NEWSLETTER SPRING 2005
Judy Baca writes:
“SPARC’s mural in three movements, ‘You are my other me,’ (pictured above) is truly a case of art begetting art. Many thanks to all the volunteers who helped conceive, construct, and perform the mural, which premiered on Saturday at the ‘Reconquest of Justice, Peace, Liberty and Love.’
“- The first of three movements, ‘Speaking Back,’ ridicules the anti-humanitarian ideas of SOS with quotes submitted from supporters to our website.
“- In the second movement, ‘Turn Our Back,’ we illustrate America turning its’ back on hate-groups and hate-speech, with the decisive show of disrespect coming from silhouettes labeled according to the models’ ancestry: Native-American, Mexican-Irish-American, Cuban-American, etc.
“- Finally, in the third movement, ‘Reconciliation,’ we offer Spanish and English translations of a Mayan concept-word, ‘in lak ech’ that means ‘you are my other me,’ and ‘tu éres mi otro yo,’ to signify that whether we like it or not, we all share a common humanity, and that even the most vitriolic hatred doesn’t change our connection to others who think differently.”
On June 25, 2005, over 600 peaceful demonstrators sang, danced, chanted and beat drums to urge tolerance and support our client artist Judith F. Baca, Founder and Artistic Director of SPARC (Social and Public Art Resource Center). The City of Baldwin Park presented Ms. Baca with a proclamation to keep the Danzas Indigenas monument intact and declared the matter closed. Sixty members of the anti-immigrant hate group Save Our State — Sink Our State would be more appropriate — staged another unsuccessful protest against the Danzas Indigenas public art monument in Baldwin Park and Ms. Baca. On May 14, 2005, twelve to twenty outside agitators from the hate group traveled to Baldwin Park where they encountered over 1,000 supporters of the monument. The hate group has charged that the twelve-year old monument to multicultural understanding is racially charged, seditious and anti-American.
Ms. Baca facilitated a community process with members of the Baldwin Park community that ultimately created the public art project to reflect the dreams, past, and future of Baldwin Park.
The hate group using terrorist tactics threatens to take action if two statements are not removed. The group’s diatribe against one quote reflects its own ignorance: “it was better before they came.” The group berates that statement because it laments the presence of whites in America, but in fact the quote is from a non-Hispanic white resident who was speaking about Mexican immigrants arriving after World War II, according to Ms. Baca. The ambiguity of the statement as it appears on the monument is the point: about which they is the anonymous voice speaking?
On the front of the monument representing the past is a quote from the Chicana author Gloria Andzuldua, “this land was Mexican once, was Indian always, and is, and will be again.” The quote reflects the fact the monument is one mile from Mission San Gabriel, and descendents of the native Tongva/Gabrielinos still live in the region, making the quote particularly relevant to the increasing indigenous population. The reference is to the land being Native American, and does not advocate a return to Mexico, contrary to the ignorant ravings of the hate group, which dismisses the author as a “dead lesbian.”

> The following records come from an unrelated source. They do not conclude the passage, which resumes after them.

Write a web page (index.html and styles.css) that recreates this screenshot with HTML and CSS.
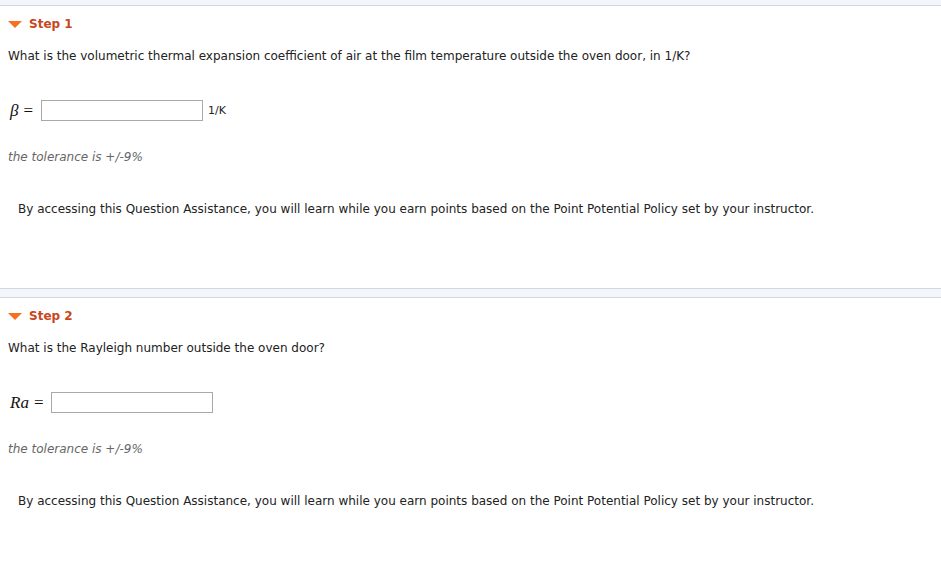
FILE: index.html
```html
<!DOCTYPE html>
<html lang="en">
<head>
    <meta charset="UTF-8">
    <title>Steps</title>
    <link rel="stylesheet" href="styles.css">
</head>
<body>
    <div class="step">
        <div class="step-head"><span class="arrow"></span>Step 1</div>
        <p class="question">What is the volumetric thermal expansion coefficient of air at the film temperature outside the oven door, in 1/K?</p>
        <div class="answer">
            <span class="math"><i>β</i><span class="eq">=</span></span>
            <input type="text" class="field">
            <span class="unit">1/K</span>
        </div>
        <p class="tolerance">the tolerance is +/-9%</p>
        <p class="assist">By accessing this Question Assistance, you will learn while you earn points based on the Point Potential Policy set by your instructor.</p>
    </div>
    <div class="step">
        <div class="step-head"><span class="arrow"></span>Step 2</div>
        <p class="question">What is the Rayleigh number outside the oven door?</p>
        <div class="answer">
            <span class="math"><i>Ra</i><span class="eq">=</span></span>
            <input type="text" class="field">
        </div>
        <p class="tolerance">the tolerance is +/-9%</p>
        <p class="assist">By accessing this Question Assistance, you will learn while you earn points based on the Point Potential Policy set by your instructor.</p>
    </div>
</body>
</html>
```

FILE: styles.css
```css
body {
    margin: 0;
    padding-top: 5px;
    background-color: #f3f6fa;
    font-family: "DejaVu Sans", Verdana, sans-serif;
    font-size: 12px;
    color: #222;
}
.step {
    background-color: #fff;
    border-top: 1px solid #d0d8e2;
    border-bottom: 1px solid #d0d8e2;
    height: 282px;
    margin-bottom: 8px;
    padding: 0 8px;
}
.step-head {
    display: flex;
    align-items: center;
    height: 34px;
    padding-top: 1px;
    font-weight: bold;
    font-size: 12px;
    color: #c8461a;
}
.arrow {
    width: 0;
    height: 0;
    border-left: 7px solid transparent;
    border-right: 7px solid transparent;
    border-top: 7px solid #f7701f;
    margin-right: 7px;
}
.question {
    margin: 0;
    height: 30px;
    line-height: 30px;
}
.answer {
    display: flex;
    align-items: center;
    height: 21px;
    margin-top: 29px;
}
.math {
    font-family: "Liberation Serif", "DejaVu Serif", serif;
    font-size: 17px;
    padding-left: 2px;
    margin-right: 8px;
    color: #111;
}
.eq {
    margin-left: 5px;
}
.field {
    width: 162px;
    height: 21px;
    box-sizing: border-box;
    border: 1px solid #a9a9a9;
    margin: 0;
    padding: 0;
}
.unit {
    font-size: 11px;
    margin-left: 5px;
}
.tolerance {
    margin: 29px 0 0;
    font-style: italic;
    color: #666;
}
.assist {
    margin: 38px 0 0 10px;
}
```
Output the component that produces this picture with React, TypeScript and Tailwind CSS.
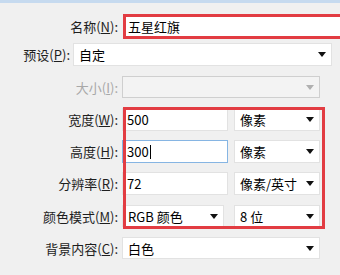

Baldwin Park Councilman Bill Van Cleave stated that “there is no race problem in Baldwin Park,” but that the Ventura County based hate group “was bringing one.” The group “threatened my life and told me they were going to bury me in brown soil,” according to Councilman Van Cleave, the only non-Hispanic White on the council. All members of the council have received death threats. The hate group’s web site is filled with violent images of a man shooting at the viewer, people used as target practice, and people beaten and bloodied.
The City Project will continue to represent Ms. Baca and SPARC so that artists, public officials, and community members will not be left to face death threats and attacks on their well being because of a work of public art that was created in a public process, and approved by an art committee in the city and the Metropolitan Transportation Authority.